What this task involves: Set the listing down again in full, word for word, with the pictures left out.

Data shown:
+===+

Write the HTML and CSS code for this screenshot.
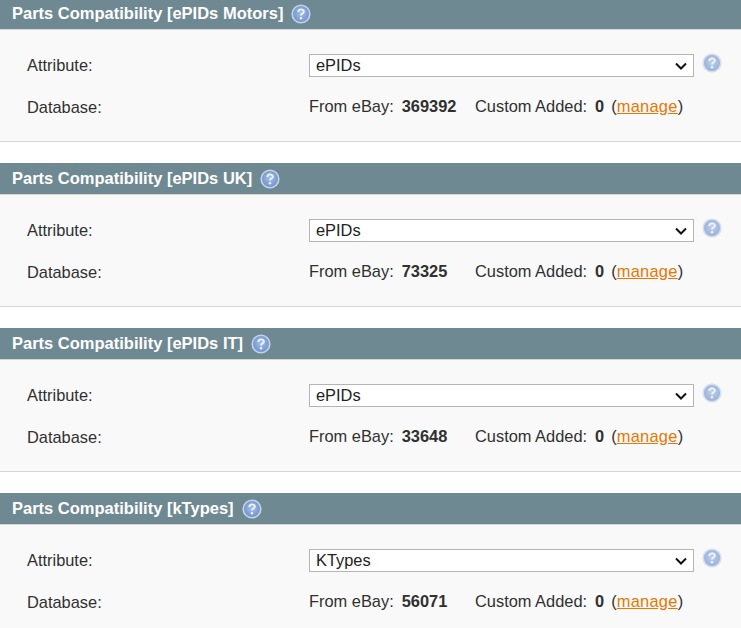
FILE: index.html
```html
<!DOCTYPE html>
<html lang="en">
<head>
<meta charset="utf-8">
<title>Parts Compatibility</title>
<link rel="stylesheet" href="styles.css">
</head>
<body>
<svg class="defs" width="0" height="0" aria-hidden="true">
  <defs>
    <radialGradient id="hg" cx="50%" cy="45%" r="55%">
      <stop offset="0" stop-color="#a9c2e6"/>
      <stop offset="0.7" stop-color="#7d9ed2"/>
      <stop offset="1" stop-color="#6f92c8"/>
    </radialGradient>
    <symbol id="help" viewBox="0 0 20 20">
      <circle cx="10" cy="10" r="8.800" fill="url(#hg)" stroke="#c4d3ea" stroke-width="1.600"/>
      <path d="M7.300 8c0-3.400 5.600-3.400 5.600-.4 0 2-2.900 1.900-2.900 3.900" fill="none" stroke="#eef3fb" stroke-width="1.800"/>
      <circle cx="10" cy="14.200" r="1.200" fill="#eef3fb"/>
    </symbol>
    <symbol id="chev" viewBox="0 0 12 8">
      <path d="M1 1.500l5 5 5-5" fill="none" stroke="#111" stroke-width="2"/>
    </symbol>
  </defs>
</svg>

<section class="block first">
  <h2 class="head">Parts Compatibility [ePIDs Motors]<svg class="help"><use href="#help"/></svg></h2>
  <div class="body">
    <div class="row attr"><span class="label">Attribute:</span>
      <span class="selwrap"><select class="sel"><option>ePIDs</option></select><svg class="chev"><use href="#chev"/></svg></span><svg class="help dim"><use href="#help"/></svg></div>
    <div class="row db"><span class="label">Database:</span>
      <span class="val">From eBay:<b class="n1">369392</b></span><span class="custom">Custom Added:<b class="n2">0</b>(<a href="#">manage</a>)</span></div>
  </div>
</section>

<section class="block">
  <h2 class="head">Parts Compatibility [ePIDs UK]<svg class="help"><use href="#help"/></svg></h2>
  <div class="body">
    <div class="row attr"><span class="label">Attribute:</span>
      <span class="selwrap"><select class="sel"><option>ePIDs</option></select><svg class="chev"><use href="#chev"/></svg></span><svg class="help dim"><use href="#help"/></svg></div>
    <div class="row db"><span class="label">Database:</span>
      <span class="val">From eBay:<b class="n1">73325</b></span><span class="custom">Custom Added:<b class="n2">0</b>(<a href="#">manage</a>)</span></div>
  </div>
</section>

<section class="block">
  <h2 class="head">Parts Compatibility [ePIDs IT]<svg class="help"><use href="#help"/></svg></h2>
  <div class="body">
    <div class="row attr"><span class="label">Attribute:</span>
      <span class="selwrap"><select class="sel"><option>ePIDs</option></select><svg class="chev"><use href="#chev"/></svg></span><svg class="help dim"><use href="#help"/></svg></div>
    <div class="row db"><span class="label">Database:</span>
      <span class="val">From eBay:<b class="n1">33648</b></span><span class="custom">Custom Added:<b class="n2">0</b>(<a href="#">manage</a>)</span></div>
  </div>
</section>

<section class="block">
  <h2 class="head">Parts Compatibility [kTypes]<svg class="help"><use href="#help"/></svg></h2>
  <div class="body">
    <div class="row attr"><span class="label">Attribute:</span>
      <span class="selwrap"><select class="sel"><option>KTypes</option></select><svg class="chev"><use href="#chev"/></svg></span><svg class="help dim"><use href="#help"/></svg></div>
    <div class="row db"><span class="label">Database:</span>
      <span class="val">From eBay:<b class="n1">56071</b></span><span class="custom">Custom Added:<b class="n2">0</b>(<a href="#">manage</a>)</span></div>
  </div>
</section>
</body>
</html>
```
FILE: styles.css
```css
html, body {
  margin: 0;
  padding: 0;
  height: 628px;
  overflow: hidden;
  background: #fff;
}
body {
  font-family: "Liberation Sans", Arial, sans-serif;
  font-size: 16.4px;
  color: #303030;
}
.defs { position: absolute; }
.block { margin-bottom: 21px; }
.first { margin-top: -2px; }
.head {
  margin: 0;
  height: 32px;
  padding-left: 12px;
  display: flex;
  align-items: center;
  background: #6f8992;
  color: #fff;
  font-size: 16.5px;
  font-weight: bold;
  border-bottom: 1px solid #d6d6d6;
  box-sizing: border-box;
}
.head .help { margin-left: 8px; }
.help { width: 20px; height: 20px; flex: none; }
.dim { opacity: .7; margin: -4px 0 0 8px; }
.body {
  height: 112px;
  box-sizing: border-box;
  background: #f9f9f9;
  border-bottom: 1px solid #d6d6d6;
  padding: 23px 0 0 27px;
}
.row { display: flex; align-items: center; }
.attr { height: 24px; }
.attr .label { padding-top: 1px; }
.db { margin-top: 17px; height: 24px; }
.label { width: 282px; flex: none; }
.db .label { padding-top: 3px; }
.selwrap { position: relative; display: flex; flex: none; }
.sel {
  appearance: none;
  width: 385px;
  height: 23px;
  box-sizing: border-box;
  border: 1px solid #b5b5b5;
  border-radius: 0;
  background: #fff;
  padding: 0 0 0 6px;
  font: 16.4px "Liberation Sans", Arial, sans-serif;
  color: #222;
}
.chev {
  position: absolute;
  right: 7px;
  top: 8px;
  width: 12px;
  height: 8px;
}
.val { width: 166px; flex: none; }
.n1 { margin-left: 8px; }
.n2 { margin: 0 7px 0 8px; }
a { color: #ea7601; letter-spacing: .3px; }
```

+===+

Written answer:
Write the HTML and CSS code for this screenshot.
FILE: index.html
```html
<!DOCTYPE html>
<html lang="en">
<head>
<meta charset="utf-8">
<title>Parts Compatibility</title>
<link rel="stylesheet" href="styles.css">
</head>
<body>
<svg class="defs" width="0" height="0" aria-hidden="true">
  <defs>
    <radialGradient id="hg" cx="50%" cy="45%" r="55%">
      <stop offset="0" stop-color="#a9c2e6"/>
      <stop offset="0.7" stop-color="#7d9ed2"/>
      <stop offset="1" stop-color="#6f92c8"/>
    </radialGradient>
    <symbol id="help" viewBox="0 0 20 20">
      <circle cx="10" cy="10" r="8.800" fill="url(#hg)" stroke="#c4d3ea" stroke-width="1.600"/>
      <path d="M7.300 8c0-3.400 5.600-3.400 5.600-.4 0 2-2.900 1.900-2.900 3.900" fill="none" stroke="#eef3fb" stroke-width="1.800"/>
      <circle cx="10" cy="14.200" r="1.200" fill="#eef3fb"/>
    </symbol>
    <symbol id="chev" viewBox="0 0 12 8">
      <path d="M1 1.500l5 5 5-5" fill="none" stroke="#111" stroke-width="2"/>
    </symbol>
  </defs>
</svg>

<section class="block first">
  <h2 class="head">Parts Compatibility [ePIDs Motors]<svg class="help"><use href="#help"/></svg></h2>
  <div class="body">
    <div class="row attr"><span class="label">Attribute:</span>
      <span class="selwrap"><select class="sel"><option>ePIDs</option></select><svg class="chev"><use href="#chev"/></svg></span><svg class="help dim"><use href="#help"/></svg></div>
    <div class="row db"><span class="label">Database:</span>
      <span class="val">From eBay:<b class="n1">369392</b></span><span class="custom">Custom Added:<b class="n2">0</b>(<a href="#">manage</a>)</span></div>
  </div>
</section>

<section class="block">
  <h2 class="head">Parts Compatibility [ePIDs UK]<svg class="help"><use href="#help"/></svg></h2>
  <div class="body">
    <div class="row attr"><span class="label">Attribute:</span>
      <span class="selwrap"><select class="sel"><option>ePIDs</option></select><svg class="chev"><use href="#chev"/></svg></span><svg class="help dim"><use href="#help"/></svg></div>
    <div class="row db"><span class="label">Database:</span>
      <span class="val">From eBay:<b class="n1">73325</b></span><span class="custom">Custom Added:<b class="n2">0</b>(<a href="#">manage</a>)</span></div>
  </div>
</section>

<section class="block">
  <h2 class="head">Parts Compatibility [ePIDs IT]<svg class="help"><use href="#help"/></svg></h2>
  <div class="body">
    <div class="row attr"><span class="label">Attribute:</span>
      <span class="selwrap"><select class="sel"><option>ePIDs</option></select><svg class="chev"><use href="#chev"/></svg></span><svg class="help dim"><use href="#help"/></svg></div>
    <div class="row db"><span class="label">Database:</span>
      <span class="val">From eBay:<b class="n1">33648</b></span><span class="custom">Custom Added:<b class="n2">0</b>(<a href="#">manage</a>)</span></div>
  </div>
</section>

<section class="block">
  <h2 class="head">Parts Compatibility [kTypes]<svg class="help"><use href="#help"/></svg></h2>
  <div class="body">
    <div class="row attr"><span class="label">Attribute:</span>
      <span class="selwrap"><select class="sel"><option>KTypes</option></select><svg class="chev"><use href="#chev"/></svg></span><svg class="help dim"><use href="#help"/></svg></div>
    <div class="row db"><span class="label">Database:</span>
      <span class="val">From eBay:<b class="n1">56071</b></span><span class="custom">Custom Added:<b class="n2">0</b>(<a href="#">manage</a>)</span></div>
  </div>
</section>
</body>
</html>
```
FILE: styles.css
```css
html, body {
  margin: 0;
  padding: 0;
  height: 628px;
  overflow: hidden;
  background: #fff;
}
body {
  font-family: "Liberation Sans", Arial, sans-serif;
  font-size: 16.4px;
  color: #303030;
}
.defs { position: absolute; }
.block { margin-bottom: 21px; }
.first { margin-top: -2px; }
.head {
  margin: 0;
  height: 32px;
  padding-left: 12px;
  display: flex;
  align-items: center;
  background: #6f8992;
  color: #fff;
  font-size: 16.5px;
  font-weight: bold;
  border-bottom: 1px solid #d6d6d6;
  box-sizing: border-box;
}
.head .help { margin-left: 8px; }
.help { width: 20px; height: 20px; flex: none; }
.dim { opacity: .7; margin: -4px 0 0 8px; }
.body {
  height: 112px;
  box-sizing: border-box;
  background: #f9f9f9;
  border-bottom: 1px solid #d6d6d6;
  padding: 23px 0 0 27px;
}
.row { display: flex; align-items: center; }
.attr { height: 24px; }
.attr .label { padding-top: 1px; }
.db { margin-top: 17px; height: 24px; }
.label { width: 282px; flex: none; }
.db .label { padding-top: 3px; }
.selwrap { position: relative; display: flex; flex: none; }
.sel {
  appearance: none;
  width: 385px;
  height: 23px;
  box-sizing: border-box;
  border: 1px solid #b5b5b5;
  border-radius: 0;
  background: #fff;
  padding: 0 0 0 6px;
  font: 16.4px "Liberation Sans", Arial, sans-serif;
  color: #222;
}
.chev {
  position: absolute;
  right: 7px;
  top: 8px;
  width: 12px;
  height: 8px;
}
.val { width: 166px; flex: none; }
.n1 { margin-left: 8px; }
.n2 { margin: 0 7px 0 8px; }
a { color: #ea7601; letter-spacing: .3px; }
```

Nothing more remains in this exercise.